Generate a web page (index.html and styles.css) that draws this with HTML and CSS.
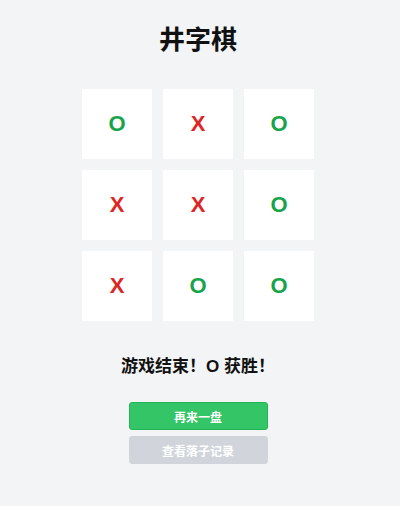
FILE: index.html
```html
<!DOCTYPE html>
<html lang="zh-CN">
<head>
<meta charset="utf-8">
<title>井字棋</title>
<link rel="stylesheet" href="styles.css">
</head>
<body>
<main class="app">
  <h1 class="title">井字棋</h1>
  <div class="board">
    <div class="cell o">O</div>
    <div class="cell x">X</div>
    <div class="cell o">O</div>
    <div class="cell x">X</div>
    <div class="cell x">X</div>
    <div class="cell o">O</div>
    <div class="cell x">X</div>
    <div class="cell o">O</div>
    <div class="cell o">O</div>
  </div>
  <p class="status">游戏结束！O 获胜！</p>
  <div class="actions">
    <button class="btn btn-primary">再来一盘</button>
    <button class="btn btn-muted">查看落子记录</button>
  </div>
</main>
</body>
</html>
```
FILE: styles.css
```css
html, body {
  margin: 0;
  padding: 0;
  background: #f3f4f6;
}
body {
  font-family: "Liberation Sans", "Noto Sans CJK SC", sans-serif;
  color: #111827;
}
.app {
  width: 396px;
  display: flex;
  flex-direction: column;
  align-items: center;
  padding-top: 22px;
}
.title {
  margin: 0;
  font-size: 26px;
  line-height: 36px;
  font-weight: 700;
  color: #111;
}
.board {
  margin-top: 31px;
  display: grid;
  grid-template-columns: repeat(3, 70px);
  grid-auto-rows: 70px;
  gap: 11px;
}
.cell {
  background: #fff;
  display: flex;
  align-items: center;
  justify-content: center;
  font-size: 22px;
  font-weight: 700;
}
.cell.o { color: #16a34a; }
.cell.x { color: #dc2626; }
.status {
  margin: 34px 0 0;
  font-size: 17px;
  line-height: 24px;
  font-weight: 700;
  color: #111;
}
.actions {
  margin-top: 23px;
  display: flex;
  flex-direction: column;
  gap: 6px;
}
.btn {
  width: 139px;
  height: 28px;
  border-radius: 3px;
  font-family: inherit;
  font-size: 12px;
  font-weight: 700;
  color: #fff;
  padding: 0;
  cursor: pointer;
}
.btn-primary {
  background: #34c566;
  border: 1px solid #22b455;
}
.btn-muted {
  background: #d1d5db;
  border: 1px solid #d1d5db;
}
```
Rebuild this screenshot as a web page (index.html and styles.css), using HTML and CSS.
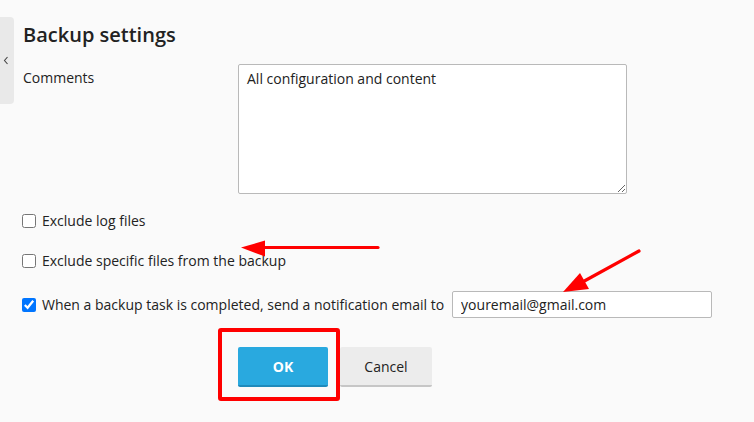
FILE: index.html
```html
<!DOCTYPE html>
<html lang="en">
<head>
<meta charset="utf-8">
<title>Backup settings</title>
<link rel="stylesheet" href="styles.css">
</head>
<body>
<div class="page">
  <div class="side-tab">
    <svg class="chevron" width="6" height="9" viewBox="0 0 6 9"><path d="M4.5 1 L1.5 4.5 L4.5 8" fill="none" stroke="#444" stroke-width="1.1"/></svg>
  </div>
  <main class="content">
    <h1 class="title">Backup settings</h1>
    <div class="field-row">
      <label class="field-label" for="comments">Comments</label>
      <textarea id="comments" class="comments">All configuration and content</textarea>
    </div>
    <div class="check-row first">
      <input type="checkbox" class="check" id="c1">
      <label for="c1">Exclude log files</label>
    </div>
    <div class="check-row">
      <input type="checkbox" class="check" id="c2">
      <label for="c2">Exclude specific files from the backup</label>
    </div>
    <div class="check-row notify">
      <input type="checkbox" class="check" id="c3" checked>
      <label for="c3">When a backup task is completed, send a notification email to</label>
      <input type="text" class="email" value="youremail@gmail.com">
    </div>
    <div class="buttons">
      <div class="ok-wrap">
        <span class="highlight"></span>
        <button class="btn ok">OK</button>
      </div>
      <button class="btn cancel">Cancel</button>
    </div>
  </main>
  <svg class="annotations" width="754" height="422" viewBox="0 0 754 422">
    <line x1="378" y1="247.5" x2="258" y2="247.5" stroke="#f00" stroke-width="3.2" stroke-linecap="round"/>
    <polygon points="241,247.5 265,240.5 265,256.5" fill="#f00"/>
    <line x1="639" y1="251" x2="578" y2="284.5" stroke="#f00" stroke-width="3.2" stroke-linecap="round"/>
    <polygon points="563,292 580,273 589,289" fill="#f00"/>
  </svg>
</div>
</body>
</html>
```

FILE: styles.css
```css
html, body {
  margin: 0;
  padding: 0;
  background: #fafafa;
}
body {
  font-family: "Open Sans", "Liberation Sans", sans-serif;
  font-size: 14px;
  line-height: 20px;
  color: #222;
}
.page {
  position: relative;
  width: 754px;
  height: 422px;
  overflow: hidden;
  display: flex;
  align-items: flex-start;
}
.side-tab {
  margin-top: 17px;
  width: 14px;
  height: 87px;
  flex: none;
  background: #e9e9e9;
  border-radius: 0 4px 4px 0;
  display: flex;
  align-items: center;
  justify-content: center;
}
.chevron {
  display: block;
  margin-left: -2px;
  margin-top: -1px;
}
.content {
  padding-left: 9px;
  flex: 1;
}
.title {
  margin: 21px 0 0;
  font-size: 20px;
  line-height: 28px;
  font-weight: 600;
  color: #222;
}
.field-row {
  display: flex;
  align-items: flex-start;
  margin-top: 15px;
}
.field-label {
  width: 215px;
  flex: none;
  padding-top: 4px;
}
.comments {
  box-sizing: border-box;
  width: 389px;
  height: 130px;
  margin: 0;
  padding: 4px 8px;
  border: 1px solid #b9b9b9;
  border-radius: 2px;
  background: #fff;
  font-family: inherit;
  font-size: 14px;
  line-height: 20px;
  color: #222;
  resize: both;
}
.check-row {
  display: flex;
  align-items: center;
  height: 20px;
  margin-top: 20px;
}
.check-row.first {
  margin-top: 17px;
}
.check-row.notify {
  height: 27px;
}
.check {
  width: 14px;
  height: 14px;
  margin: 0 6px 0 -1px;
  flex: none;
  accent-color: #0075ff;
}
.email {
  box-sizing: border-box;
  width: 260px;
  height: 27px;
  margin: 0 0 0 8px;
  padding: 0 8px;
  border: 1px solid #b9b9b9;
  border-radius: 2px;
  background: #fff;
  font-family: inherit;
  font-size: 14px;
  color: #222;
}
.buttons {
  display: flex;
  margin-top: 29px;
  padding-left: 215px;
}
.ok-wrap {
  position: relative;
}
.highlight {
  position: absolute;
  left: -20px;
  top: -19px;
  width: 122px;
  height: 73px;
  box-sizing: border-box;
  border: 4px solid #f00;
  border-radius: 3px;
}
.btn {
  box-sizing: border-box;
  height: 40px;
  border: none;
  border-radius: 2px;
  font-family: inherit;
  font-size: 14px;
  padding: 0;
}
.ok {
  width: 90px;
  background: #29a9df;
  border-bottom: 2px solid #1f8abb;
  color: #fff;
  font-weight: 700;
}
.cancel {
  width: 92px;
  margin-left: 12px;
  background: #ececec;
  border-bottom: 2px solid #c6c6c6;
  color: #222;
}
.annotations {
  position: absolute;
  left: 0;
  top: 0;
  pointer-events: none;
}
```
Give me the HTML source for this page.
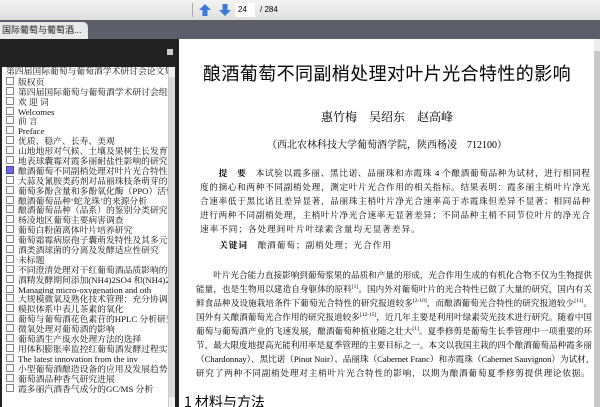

····················

Transcribe the entries above verbatim, omitting their pictures.

**Correct output**
Generate a web page (index.html and styles.css) that draws this with HTML and CSS.
FILE: index.html
```html
<!DOCTYPE html>
<html lang="zh-CN">
<head>
<meta charset="utf-8">
<title>井字棋</title>
<link rel="stylesheet" href="styles.css">
</head>
<body>
<main class="app">
  <h1 class="title">井字棋</h1>
  <div class="board">
    <div class="cell o">O</div>
    <div class="cell x">X</div>
    <div class="cell o">O</div>
    <div class="cell x">X</div>
    <div class="cell x">X</div>
    <div class="cell o">O</div>
    <div class="cell x">X</div>
    <div class="cell o">O</div>
    <div class="cell o">O</div>
  </div>
  <p class="status">游戏结束！O 获胜！</p>
  <div class="actions">
    <button class="btn btn-primary">再来一盘</button>
    <button class="btn btn-muted">查看落子记录</button>
  </div>
</main>
</body>
</html>
```
FILE: styles.css
```css
html, body {
  margin: 0;
  padding: 0;
  background: #f3f4f6;
}
body {
  font-family: "Liberation Sans", "Noto Sans CJK SC", sans-serif;
  color: #111827;
}
.app {
  width: 396px;
  display: flex;
  flex-direction: column;
  align-items: center;
  padding-top: 22px;
}
.title {
  margin: 0;
  font-size: 26px;
  line-height: 36px;
  font-weight: 700;
  color: #111;
}
.board {
  margin-top: 31px;
  display: grid;
  grid-template-columns: repeat(3, 70px);
  grid-auto-rows: 70px;
  gap: 11px;
}
.cell {
  background: #fff;
  display: flex;
  align-items: center;
  justify-content: center;
  font-size: 22px;
  font-weight: 700;
}
.cell.o { color: #16a34a; }
.cell.x { color: #dc2626; }
.status {
  margin: 34px 0 0;
  font-size: 17px;
  line-height: 24px;
  font-weight: 700;
  color: #111;
}
.actions {
  margin-top: 23px;
  display: flex;
  flex-direction: column;
  gap: 6px;
}
.btn {
  width: 139px;
  height: 28px;
  border-radius: 3px;
  font-family: inherit;
  font-size: 12px;
  font-weight: 700;
  color: #fff;
  padding: 0;
  cursor: pointer;
}
.btn-primary {
  background: #34c566;
  border: 1px solid #22b455;
}
.btn-muted {
  background: #d1d5db;
  border: 1px solid #d1d5db;
}
```
Rebuild this screenshot as a web page (index.html and styles.css), using HTML and CSS.
FILE: index.html
```html
<!DOCTYPE html>
<html lang="en">
<head>
<meta charset="utf-8">
<title>Backup settings</title>
<link rel="stylesheet" href="styles.css">
</head>
<body>
<div class="page">
  <div class="side-tab">
    <svg class="chevron" width="6" height="9" viewBox="0 0 6 9"><path d="M4.5 1 L1.5 4.5 L4.5 8" fill="none" stroke="#444" stroke-width="1.1"/></svg>
  </div>
  <main class="content">
    <h1 class="title">Backup settings</h1>
    <div class="field-row">
      <label class="field-label" for="comments">Comments</label>
      <textarea id="comments" class="comments">All configuration and content</textarea>
    </div>
    <div class="check-row first">
      <input type="checkbox" class="check" id="c1">
      <label for="c1">Exclude log files</label>
    </div>
    <div class="check-row">
      <input type="checkbox" class="check" id="c2">
      <label for="c2">Exclude specific files from the backup</label>
    </div>
    <div class="check-row notify">
      <input type="checkbox" class="check" id="c3" checked>
      <label for="c3">When a backup task is completed, send a notification email to</label>
      <input type="text" class="email" value="youremail@gmail.com">
    </div>
    <div class="buttons">
      <div class="ok-wrap">
        <span class="highlight"></span>
        <button class="btn ok">OK</button>
      </div>
      <button class="btn cancel">Cancel</button>
    </div>
  </main>
  <svg class="annotations" width="754" height="422" viewBox="0 0 754 422">
    <line x1="378" y1="247.5" x2="258" y2="247.5" stroke="#f00" stroke-width="3.2" stroke-linecap="round"/>
    <polygon points="241,247.5 265,240.5 265,256.5" fill="#f00"/>
    <line x1="639" y1="251" x2="578" y2="284.5" stroke="#f00" stroke-width="3.2" stroke-linecap="round"/>
    <polygon points="563,292 580,273 589,289" fill="#f00"/>
  </svg>
</div>
</body>
</html>
```

FILE: styles.css
```css
html, body {
  margin: 0;
  padding: 0;
  background: #fafafa;
}
body {
  font-family: "Open Sans", "Liberation Sans", sans-serif;
  font-size: 14px;
  line-height: 20px;
  color: #222;
}
.page {
  position: relative;
  width: 754px;
  height: 422px;
  overflow: hidden;
  display: flex;
  align-items: flex-start;
}
.side-tab {
  margin-top: 17px;
  width: 14px;
  height: 87px;
  flex: none;
  background: #e9e9e9;
  border-radius: 0 4px 4px 0;
  display: flex;
  align-items: center;
  justify-content: center;
}
.chevron {
  display: block;
  margin-left: -2px;
  margin-top: -1px;
}
.content {
  padding-left: 9px;
  flex: 1;
}
.title {
  margin: 21px 0 0;
  font-size: 20px;
  line-height: 28px;
  font-weight: 600;
  color: #222;
}
.field-row {
  display: flex;
  align-items: flex-start;
  margin-top: 15px;
}
.field-label {
  width: 215px;
  flex: none;
  padding-top: 4px;
}
.comments {
  box-sizing: border-box;
  width: 389px;
  height: 130px;
  margin: 0;
  padding: 4px 8px;
  border: 1px solid #b9b9b9;
  border-radius: 2px;
  background: #fff;
  font-family: inherit;
  font-size: 14px;
  line-height: 20px;
  color: #222;
  resize: both;
}
.check-row {
  display: flex;
  align-items: center;
  height: 20px;
  margin-top: 20px;
}
.check-row.first {
  margin-top: 17px;
}
.check-row.notify {
  height: 27px;
}
.check {
  width: 14px;
  height: 14px;
  margin: 0 6px 0 -1px;
  flex: none;
  accent-color: #0075ff;
}
.email {
  box-sizing: border-box;
  width: 260px;
  height: 27px;
  margin: 0 0 0 8px;
  padding: 0 8px;
  border: 1px solid #b9b9b9;
  border-radius: 2px;
  background: #fff;
  font-family: inherit;
  font-size: 14px;
  color: #222;
}
.buttons {
  display: flex;
  margin-top: 29px;
  padding-left: 215px;
}
.ok-wrap {
  position: relative;
}
.highlight {
  position: absolute;
  left: -20px;
  top: -19px;
  width: 122px;
  height: 73px;
  box-sizing: border-box;
  border: 4px solid #f00;
  border-radius: 3px;
}
.btn {
  box-sizing: border-box;
  height: 40px;
  border: none;
  border-radius: 2px;
  font-family: inherit;
  font-size: 14px;
  padding: 0;
}
.ok {
  width: 90px;
  background: #29a9df;
  border-bottom: 2px solid #1f8abb;
  color: #fff;
  font-weight: 700;
}
.cancel {
  width: 92px;
  margin-left: 12px;
  background: #ececec;
  border-bottom: 2px solid #c6c6c6;
  color: #222;
}
.annotations {
  position: absolute;
  left: 0;
  top: 0;
  pointer-events: none;
}
```
Give me the HTML source for this page.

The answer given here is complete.